Exercise: Look at the data below and print exactly the lines from its first line through the line with "ChevronDown, File, CircleX"; the pictures stay out of the copy.

──────── Data ────────

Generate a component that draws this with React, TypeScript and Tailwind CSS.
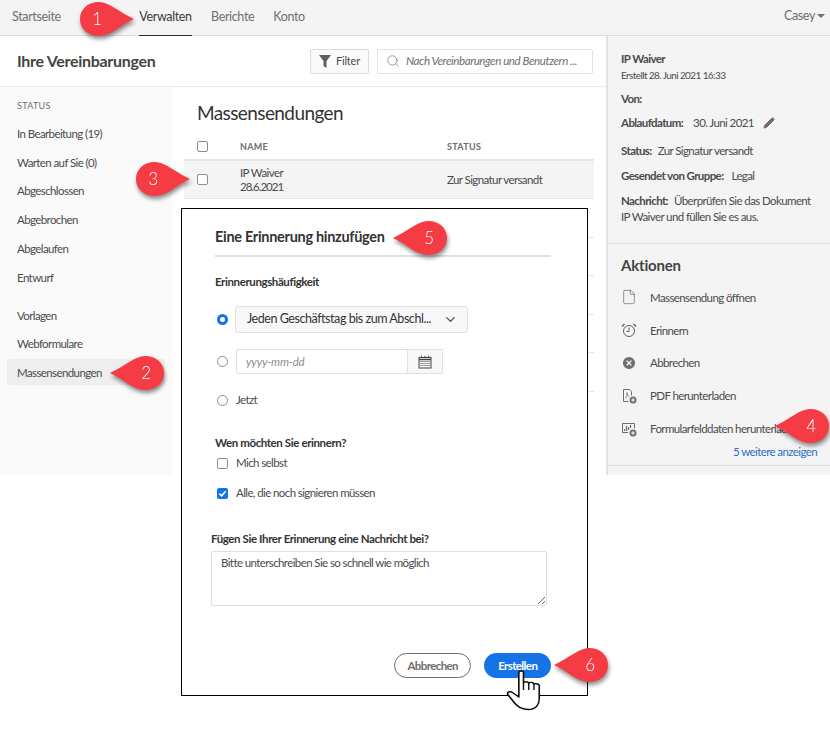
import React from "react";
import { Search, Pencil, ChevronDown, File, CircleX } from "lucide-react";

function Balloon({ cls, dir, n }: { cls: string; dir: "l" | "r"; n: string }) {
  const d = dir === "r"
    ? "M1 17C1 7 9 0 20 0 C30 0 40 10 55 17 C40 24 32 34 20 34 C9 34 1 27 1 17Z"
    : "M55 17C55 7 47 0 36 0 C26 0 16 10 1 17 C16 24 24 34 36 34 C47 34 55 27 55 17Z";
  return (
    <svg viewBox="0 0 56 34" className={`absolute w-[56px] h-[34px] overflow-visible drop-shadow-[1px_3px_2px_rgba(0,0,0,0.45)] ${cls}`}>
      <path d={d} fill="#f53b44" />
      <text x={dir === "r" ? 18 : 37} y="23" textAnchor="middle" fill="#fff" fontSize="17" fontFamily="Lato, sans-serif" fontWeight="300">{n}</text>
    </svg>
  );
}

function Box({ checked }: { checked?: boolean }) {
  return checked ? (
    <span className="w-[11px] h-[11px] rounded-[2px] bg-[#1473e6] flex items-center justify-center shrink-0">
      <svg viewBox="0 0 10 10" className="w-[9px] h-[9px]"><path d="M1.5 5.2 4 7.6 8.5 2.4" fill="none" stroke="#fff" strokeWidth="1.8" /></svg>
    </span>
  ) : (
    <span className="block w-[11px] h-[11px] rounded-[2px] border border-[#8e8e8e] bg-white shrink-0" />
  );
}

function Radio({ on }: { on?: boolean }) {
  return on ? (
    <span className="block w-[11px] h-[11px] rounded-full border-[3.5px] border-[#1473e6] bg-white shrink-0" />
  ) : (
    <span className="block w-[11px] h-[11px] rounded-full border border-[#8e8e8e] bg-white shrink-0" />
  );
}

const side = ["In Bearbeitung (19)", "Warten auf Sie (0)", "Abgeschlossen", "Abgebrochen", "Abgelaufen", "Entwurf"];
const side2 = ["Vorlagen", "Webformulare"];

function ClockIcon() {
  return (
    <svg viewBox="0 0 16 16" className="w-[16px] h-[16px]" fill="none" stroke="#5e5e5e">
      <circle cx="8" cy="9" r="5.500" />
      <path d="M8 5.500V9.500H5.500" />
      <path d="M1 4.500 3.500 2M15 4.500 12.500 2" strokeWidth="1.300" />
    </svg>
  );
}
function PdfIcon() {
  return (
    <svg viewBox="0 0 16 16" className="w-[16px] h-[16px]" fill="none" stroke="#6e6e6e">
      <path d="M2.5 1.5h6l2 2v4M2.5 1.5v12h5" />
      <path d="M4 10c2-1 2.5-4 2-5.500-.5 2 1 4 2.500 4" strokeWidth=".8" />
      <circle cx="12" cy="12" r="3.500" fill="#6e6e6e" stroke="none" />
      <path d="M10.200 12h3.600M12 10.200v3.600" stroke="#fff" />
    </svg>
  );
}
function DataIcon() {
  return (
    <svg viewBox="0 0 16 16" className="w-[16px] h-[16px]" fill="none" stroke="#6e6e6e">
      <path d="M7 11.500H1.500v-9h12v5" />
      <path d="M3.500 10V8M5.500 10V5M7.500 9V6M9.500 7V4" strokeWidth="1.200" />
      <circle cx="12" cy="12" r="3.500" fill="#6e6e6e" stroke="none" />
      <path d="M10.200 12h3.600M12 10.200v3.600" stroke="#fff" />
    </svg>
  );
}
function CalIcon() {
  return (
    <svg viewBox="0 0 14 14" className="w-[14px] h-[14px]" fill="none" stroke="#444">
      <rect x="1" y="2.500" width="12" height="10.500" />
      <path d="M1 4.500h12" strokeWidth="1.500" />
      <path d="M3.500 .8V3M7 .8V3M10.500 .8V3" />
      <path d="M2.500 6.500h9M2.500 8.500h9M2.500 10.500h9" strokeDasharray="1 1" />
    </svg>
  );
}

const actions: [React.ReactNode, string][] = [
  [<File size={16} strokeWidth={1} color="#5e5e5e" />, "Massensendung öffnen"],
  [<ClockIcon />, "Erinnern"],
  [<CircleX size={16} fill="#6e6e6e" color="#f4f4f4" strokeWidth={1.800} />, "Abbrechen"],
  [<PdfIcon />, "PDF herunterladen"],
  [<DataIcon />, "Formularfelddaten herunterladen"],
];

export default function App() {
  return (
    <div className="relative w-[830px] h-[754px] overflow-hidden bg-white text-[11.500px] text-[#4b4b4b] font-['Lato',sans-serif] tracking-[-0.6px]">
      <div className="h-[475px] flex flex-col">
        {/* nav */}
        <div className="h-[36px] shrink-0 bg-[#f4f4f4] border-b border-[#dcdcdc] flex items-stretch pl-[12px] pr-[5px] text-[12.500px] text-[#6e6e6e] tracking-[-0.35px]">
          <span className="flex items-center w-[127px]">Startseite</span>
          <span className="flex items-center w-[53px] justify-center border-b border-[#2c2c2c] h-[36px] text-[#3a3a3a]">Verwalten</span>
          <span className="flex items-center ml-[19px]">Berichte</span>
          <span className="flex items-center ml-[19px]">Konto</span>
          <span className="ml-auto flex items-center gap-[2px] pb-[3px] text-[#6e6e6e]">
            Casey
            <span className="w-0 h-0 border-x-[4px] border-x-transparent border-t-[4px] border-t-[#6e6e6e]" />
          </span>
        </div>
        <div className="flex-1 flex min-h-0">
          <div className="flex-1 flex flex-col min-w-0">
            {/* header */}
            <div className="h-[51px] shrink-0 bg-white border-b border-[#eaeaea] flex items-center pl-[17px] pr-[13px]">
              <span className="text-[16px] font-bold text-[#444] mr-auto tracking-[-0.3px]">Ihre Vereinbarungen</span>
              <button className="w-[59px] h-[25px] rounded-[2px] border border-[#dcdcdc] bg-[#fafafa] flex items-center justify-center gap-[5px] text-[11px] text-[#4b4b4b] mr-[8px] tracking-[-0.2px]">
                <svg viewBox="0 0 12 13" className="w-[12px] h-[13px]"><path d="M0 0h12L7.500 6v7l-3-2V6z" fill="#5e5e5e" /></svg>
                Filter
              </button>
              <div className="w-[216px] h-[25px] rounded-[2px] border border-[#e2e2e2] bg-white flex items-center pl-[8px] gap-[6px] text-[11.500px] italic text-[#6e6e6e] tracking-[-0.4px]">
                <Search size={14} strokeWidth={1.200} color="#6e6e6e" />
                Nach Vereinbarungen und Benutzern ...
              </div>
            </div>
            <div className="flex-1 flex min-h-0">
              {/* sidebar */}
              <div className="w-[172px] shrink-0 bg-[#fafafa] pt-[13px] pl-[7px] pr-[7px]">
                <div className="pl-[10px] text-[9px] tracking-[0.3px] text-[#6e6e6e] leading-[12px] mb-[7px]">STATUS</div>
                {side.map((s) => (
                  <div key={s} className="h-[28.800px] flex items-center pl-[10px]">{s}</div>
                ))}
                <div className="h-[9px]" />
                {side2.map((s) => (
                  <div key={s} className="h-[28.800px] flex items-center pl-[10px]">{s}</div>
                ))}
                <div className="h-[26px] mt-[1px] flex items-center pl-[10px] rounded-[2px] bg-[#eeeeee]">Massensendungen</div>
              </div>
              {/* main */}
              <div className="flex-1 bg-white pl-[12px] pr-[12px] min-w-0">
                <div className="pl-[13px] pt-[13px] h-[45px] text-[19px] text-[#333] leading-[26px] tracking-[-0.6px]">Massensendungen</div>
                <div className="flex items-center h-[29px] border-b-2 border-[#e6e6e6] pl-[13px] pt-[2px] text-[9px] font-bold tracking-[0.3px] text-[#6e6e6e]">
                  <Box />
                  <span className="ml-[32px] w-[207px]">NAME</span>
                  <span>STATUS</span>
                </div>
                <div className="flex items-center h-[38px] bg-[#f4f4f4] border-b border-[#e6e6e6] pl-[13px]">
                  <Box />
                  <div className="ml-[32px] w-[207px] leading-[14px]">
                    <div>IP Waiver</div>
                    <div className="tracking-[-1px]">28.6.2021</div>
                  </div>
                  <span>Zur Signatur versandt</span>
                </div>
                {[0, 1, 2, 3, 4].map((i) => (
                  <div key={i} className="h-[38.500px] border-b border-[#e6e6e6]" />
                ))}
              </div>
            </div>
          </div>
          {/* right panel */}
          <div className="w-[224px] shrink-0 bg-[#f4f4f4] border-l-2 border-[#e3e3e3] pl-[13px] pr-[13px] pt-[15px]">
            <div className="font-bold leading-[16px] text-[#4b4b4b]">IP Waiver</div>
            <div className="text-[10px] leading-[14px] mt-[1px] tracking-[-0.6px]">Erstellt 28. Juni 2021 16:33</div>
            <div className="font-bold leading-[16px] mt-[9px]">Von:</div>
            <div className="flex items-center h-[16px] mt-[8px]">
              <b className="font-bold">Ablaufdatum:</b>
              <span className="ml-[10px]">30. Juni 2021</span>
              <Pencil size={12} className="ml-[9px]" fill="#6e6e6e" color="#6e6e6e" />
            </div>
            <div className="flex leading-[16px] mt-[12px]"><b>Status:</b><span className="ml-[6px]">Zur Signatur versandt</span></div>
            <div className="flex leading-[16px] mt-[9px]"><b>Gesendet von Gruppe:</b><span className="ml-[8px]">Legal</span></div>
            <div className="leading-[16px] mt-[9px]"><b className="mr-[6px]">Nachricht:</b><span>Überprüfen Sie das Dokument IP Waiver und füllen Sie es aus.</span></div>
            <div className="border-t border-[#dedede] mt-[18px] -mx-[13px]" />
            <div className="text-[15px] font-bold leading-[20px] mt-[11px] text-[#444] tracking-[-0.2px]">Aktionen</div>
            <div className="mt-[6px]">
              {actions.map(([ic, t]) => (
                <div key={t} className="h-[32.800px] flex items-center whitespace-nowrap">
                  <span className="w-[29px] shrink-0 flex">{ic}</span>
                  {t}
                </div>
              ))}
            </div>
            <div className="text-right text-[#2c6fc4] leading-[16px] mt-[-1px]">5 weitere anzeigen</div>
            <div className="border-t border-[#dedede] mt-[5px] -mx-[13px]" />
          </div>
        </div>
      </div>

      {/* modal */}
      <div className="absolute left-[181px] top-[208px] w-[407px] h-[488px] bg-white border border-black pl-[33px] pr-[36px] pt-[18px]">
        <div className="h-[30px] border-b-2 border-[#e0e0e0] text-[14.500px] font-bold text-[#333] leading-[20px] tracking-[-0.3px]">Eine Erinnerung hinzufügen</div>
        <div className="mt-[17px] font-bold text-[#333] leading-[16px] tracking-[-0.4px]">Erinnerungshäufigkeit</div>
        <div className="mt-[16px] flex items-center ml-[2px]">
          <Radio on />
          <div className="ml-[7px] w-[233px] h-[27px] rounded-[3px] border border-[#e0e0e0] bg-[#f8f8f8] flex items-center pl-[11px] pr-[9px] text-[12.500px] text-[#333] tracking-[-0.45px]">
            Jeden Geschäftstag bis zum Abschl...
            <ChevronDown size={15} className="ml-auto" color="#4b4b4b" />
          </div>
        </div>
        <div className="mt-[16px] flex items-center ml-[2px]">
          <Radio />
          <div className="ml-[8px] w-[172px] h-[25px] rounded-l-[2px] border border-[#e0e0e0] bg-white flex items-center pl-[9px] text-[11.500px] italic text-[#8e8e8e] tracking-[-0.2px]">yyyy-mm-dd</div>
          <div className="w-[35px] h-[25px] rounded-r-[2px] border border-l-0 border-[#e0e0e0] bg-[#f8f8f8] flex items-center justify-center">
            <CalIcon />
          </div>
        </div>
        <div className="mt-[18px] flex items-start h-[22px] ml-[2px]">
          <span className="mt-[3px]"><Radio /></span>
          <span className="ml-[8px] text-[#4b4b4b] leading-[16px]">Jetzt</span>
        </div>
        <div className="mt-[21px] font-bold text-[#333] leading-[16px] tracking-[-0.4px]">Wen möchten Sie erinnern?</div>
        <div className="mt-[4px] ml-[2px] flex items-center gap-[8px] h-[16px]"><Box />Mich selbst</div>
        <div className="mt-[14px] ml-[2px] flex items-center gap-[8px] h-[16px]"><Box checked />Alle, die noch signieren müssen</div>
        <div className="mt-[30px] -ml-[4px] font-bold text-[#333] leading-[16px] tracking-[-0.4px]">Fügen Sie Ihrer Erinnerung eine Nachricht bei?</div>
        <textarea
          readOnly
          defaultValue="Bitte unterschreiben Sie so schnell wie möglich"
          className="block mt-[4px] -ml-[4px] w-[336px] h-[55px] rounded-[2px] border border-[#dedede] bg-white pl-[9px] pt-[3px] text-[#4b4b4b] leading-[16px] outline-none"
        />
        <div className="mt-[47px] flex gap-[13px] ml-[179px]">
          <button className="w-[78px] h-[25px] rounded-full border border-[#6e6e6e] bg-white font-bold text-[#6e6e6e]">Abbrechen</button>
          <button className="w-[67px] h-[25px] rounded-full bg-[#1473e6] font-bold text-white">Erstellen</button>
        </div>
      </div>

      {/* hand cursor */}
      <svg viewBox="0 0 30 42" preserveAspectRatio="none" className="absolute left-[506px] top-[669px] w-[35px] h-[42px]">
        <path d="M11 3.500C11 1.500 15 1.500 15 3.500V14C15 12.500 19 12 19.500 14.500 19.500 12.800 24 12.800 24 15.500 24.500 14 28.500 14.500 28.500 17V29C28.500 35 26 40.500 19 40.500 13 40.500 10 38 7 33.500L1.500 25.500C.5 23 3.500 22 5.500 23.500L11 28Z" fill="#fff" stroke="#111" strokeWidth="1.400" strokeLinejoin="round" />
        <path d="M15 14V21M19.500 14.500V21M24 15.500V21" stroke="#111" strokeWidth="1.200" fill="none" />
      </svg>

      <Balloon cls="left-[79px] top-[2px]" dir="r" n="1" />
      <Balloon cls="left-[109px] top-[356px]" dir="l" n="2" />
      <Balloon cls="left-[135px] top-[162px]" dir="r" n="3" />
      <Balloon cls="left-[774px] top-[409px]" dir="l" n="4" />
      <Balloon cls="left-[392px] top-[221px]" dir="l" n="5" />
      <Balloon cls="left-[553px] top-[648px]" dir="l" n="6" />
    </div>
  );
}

────────

In response:
Generate a component that draws this with React, TypeScript and Tailwind CSS.
import React from "react";
import { Search, Pencil, ChevronDown, File, CircleX } from "lucide-react";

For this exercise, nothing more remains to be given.